Micromechanical and tribological characterization of doped single-crystal silicon and polysilicon films for microelectromechanical systems devices

Microelectromechanical systems (MEMS) devices are made of doped single-crystal silicon, LPCVD polysilicon films, and other ceramic films. Very little is understood about tribology and mechanical characterization of these materials on micro- to nanoscales. Micromechanical and tribological characterization of p-type (lightly boron-doped) single-crystal silicon (referred to as ''undoped''), p(+)-type (boron doped) single-crystal silicon, polysilicon bulk, and n(+)-type (phosphorous doped) LPCVD polysilicon films have been carried out. Hardness, elastic modulus, and scratch resistance of these materials were measured by nanoindentation and microscratching using a nanoindenter.

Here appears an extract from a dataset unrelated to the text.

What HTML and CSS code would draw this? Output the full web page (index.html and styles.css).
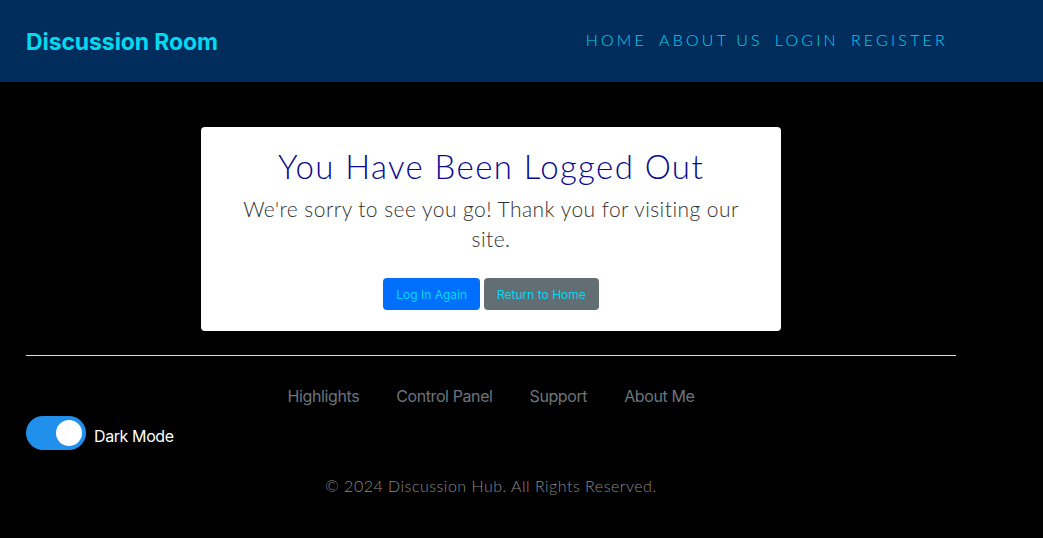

Friction and wear properties were measured using an accelerated ball-on-fiat tribometer. It is found that the undoped silicon and polysilicon bulk as well as n(+)-type polysilicon film exhibit higher hardness and elastic modulus than the p(+)-type silicon. The polysilicon bulk and n(+)-type polysilicon film exhibit the lowest friction and highest resistance to scratch and wear followed by the undoped silicon and with the poorest behavior of the p(+)-type silicon. During scratching, the p(+)-type silicon deforms like a ductile metal.